_PROBLEM DESCRIPTION_
Print the listing as it stands, omitting all images.

_INFORMATION SUPPLIED_
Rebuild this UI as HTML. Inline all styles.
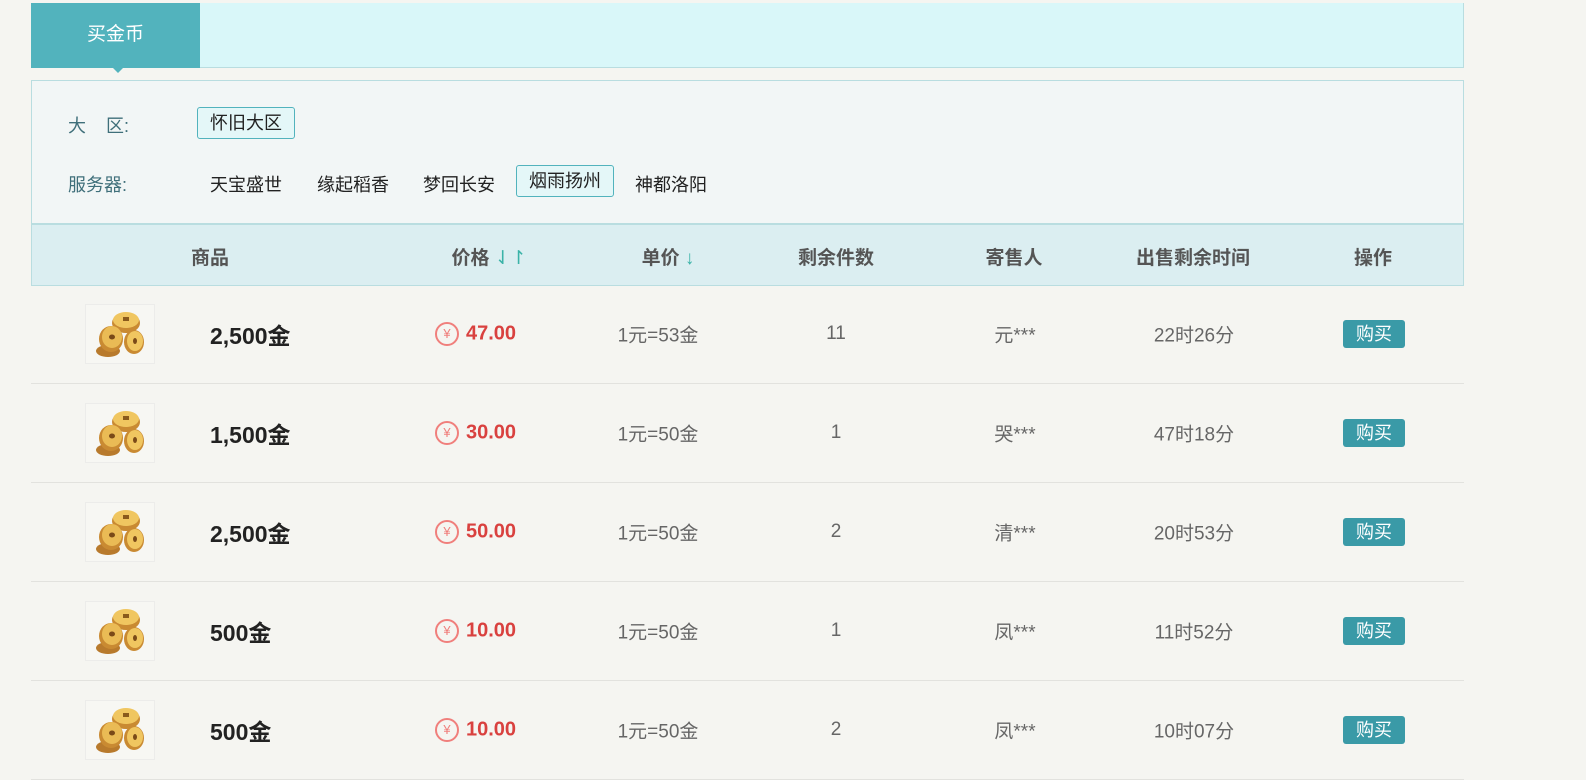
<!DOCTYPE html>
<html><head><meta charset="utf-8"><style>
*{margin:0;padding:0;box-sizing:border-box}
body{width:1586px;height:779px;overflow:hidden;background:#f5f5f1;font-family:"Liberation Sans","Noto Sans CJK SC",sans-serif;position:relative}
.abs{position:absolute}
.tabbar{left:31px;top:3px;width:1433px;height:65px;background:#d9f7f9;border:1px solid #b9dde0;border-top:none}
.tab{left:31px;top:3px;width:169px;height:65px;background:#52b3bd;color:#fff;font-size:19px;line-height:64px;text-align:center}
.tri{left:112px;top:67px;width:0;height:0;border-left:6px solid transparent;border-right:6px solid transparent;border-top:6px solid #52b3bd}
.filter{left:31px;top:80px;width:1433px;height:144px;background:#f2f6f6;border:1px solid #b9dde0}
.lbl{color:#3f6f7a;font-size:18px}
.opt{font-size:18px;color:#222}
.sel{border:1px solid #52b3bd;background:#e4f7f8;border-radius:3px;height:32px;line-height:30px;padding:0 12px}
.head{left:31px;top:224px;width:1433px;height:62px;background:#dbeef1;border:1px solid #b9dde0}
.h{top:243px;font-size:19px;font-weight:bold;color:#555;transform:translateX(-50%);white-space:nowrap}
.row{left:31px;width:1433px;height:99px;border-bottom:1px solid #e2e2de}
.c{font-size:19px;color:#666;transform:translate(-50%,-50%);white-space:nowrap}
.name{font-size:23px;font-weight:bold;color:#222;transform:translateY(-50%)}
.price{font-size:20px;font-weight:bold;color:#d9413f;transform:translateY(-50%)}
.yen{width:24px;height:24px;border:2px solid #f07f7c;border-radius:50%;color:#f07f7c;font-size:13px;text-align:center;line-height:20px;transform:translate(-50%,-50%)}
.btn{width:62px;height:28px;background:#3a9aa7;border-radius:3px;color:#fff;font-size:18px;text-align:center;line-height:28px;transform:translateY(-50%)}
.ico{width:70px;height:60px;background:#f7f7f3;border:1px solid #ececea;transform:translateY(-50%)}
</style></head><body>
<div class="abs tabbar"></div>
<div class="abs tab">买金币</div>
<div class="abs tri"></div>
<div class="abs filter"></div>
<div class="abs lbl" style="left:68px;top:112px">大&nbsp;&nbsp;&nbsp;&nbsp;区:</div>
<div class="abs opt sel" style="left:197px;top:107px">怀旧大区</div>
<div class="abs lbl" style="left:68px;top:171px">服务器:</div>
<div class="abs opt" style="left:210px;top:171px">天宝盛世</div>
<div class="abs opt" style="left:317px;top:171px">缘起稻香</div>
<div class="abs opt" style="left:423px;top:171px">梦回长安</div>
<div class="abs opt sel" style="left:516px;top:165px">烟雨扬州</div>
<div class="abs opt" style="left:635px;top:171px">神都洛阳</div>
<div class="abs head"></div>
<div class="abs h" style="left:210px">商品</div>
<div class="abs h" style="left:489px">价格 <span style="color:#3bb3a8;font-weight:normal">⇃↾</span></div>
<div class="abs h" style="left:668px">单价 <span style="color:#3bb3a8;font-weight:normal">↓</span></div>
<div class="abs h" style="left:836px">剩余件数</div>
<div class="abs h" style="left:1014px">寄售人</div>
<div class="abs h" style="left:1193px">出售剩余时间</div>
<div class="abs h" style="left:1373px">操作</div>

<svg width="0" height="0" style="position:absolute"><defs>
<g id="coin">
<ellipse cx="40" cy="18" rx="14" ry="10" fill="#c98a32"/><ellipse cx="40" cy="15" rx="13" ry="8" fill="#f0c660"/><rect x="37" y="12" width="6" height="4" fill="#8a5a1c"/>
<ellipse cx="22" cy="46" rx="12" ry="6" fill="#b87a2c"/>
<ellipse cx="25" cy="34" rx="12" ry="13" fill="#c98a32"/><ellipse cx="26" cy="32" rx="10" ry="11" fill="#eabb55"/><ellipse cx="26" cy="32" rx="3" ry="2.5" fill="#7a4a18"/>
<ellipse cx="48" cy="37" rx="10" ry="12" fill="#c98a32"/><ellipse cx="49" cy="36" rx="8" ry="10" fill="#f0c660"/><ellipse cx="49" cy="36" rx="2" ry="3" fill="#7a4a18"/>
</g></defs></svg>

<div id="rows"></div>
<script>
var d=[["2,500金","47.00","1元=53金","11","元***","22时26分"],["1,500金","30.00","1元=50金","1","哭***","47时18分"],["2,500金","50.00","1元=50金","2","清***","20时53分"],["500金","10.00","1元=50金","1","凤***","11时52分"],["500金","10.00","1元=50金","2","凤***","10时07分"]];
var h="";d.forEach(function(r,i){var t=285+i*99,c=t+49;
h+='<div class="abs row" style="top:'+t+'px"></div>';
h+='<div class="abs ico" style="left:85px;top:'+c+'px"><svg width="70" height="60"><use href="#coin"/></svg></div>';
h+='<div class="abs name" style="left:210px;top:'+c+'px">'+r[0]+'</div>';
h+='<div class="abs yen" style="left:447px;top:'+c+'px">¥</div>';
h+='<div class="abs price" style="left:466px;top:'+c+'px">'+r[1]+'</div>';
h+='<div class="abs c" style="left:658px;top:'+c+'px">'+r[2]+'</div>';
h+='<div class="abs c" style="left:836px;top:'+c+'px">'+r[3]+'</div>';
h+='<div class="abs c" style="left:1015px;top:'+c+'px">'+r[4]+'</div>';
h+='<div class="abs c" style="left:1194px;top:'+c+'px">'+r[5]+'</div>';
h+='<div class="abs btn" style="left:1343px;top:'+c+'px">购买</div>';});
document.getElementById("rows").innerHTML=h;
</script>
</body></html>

_RESPONSE TO THE EXERCISE_
Rebuild this UI as HTML. Inline all styles.
<!DOCTYPE html>
<html><head><meta charset="utf-8"><style>
*{margin:0;padding:0;box-sizing:border-box}
body{width:1586px;height:779px;overflow:hidden;background:#f5f5f1;font-family:"Liberation Sans","Noto Sans CJK SC",sans-serif;position:relative}
.abs{position:absolute}
.tabbar{left:31px;top:3px;width:1433px;height:65px;background:#d9f7f9;border:1px solid #b9dde0;border-top:none}
.tab{left:31px;top:3px;width:169px;height:65px;background:#52b3bd;color:#fff;font-size:19px;line-height:64px;text-align:center}
.tri{left:112px;top:67px;width:0;height:0;border-left:6px solid transparent;border-right:6px solid transparent;border-top:6px solid #52b3bd}
.filter{left:31px;top:80px;width:1433px;height:144px;background:#f2f6f6;border:1px solid #b9dde0}
.lbl{color:#3f6f7a;font-size:18px}
.opt{font-size:18px;color:#222}
.sel{border:1px solid #52b3bd;background:#e4f7f8;border-radius:3px;height:32px;line-height:30px;padding:0 12px}
.head{left:31px;top:224px;width:1433px;height:62px;background:#dbeef1;border:1px solid #b9dde0}
.h{top:243px;font-size:19px;font-weight:bold;color:#555;transform:translateX(-50%);white-space:nowrap}
.row{left:31px;width:1433px;height:99px;border-bottom:1px solid #e2e2de}
.c{font-size:19px;color:#666;transform:translate(-50%,-50%);white-space:nowrap}
.name{font-size:23px;font-weight:bold;color:#222;transform:translateY(-50%)}
.price{font-size:20px;font-weight:bold;color:#d9413f;transform:translateY(-50%)}
.yen{width:24px;height:24px;border:2px solid #f07f7c;border-radius:50%;color:#f07f7c;font-size:13px;text-align:center;line-height:20px;transform:translate(-50%,-50%)}
.btn{width:62px;height:28px;background:#3a9aa7;border-radius:3px;color:#fff;font-size:18px;text-align:center;line-height:28px;transform:translateY(-50%)}
.ico{width:70px;height:60px;background:#f7f7f3;border:1px solid #ececea;transform:translateY(-50%)}
</style></head><body>
<div class="abs tabbar"></div>
<div class="abs tab">买金币</div>
<div class="abs tri"></div>
<div class="abs filter"></div>
<div class="abs lbl" style="left:68px;top:112px">大&nbsp;&nbsp;&nbsp;&nbsp;区:</div>
<div class="abs opt sel" style="left:197px;top:107px">怀旧大区</div>
<div class="abs lbl" style="left:68px;top:171px">服务器:</div>
<div class="abs opt" style="left:210px;top:171px">天宝盛世</div>
<div class="abs opt" style="left:317px;top:171px">缘起稻香</div>
<div class="abs opt" style="left:423px;top:171px">梦回长安</div>
<div class="abs opt sel" style="left:516px;top:165px">烟雨扬州</div>
<div class="abs opt" style="left:635px;top:171px">神都洛阳</div>
<div class="abs head"></div>
<div class="abs h" style="left:210px">商品</div>
<div class="abs h" style="left:489px">价格 <span style="color:#3bb3a8;font-weight:normal">⇃↾</span></div>
<div class="abs h" style="left:668px">单价 <span style="color:#3bb3a8;font-weight:normal">↓</span></div>
<div class="abs h" style="left:836px">剩余件数</div>
<div class="abs h" style="left:1014px">寄售人</div>
<div class="abs h" style="left:1193px">出售剩余时间</div>
<div class="abs h" style="left:1373px">操作</div>

<svg width="0" height="0" style="position:absolute"><defs>
<g id="coin">
<ellipse cx="40" cy="18" rx="14" ry="10" fill="#c98a32"/><ellipse cx="40" cy="15" rx="13" ry="8" fill="#f0c660"/><rect x="37" y="12" width="6" height="4" fill="#8a5a1c"/>
<ellipse cx="22" cy="46" rx="12" ry="6" fill="#b87a2c"/>
<ellipse cx="25" cy="34" rx="12" ry="13" fill="#c98a32"/><ellipse cx="26" cy="32" rx="10" ry="11" fill="#eabb55"/><ellipse cx="26" cy="32" rx="3" ry="2.5" fill="#7a4a18"/>
<ellipse cx="48" cy="37" rx="10" ry="12" fill="#c98a32"/><ellipse cx="49" cy="36" rx="8" ry="10" fill="#f0c660"/><ellipse cx="49" cy="36" rx="2" ry="3" fill="#7a4a18"/>
</g></defs></svg>

<div id="rows"></div>
<script>
var d=[["2,500金","47.00","1元=53金","11","元***","22时26分"],["1,500金","30.00","1元=50金","1","哭***","47时18分"],["2,500金","50.00","1元=50金","2","清***","20时53分"],["500金","10.00","1元=50金","1","凤***","11时52分"],["500金","10.00","1元=50金","2","凤***","10时07分"]];
var h="";d.forEach(function(r,i){var t=285+i*99,c=t+49;
h+='<div class="abs row" style="top:'+t+'px"></div>';
h+='<div class="abs ico" style="left:85px;top:'+c+'px"><svg width="70" height="60"><use href="#coin"/></svg></div>';
h+='<div class="abs name" style="left:210px;top:'+c+'px">'+r[0]+'</div>';
h+='<div class="abs yen" style="left:447px;top:'+c+'px">¥</div>';
h+='<div class="abs price" style="left:466px;top:'+c+'px">'+r[1]+'</div>';
h+='<div class="abs c" style="left:658px;top:'+c+'px">'+r[2]+'</div>';
h+='<div class="abs c" style="left:836px;top:'+c+'px">'+r[3]+'</div>';
h+='<div class="abs c" style="left:1015px;top:'+c+'px">'+r[4]+'</div>';
h+='<div class="abs c" style="left:1194px;top:'+c+'px">'+r[5]+'</div>';
h+='<div class="abs btn" style="left:1343px;top:'+c+'px">购买</div>';});
document.getElementById("rows").innerHTML=h;
</script>
</body></html>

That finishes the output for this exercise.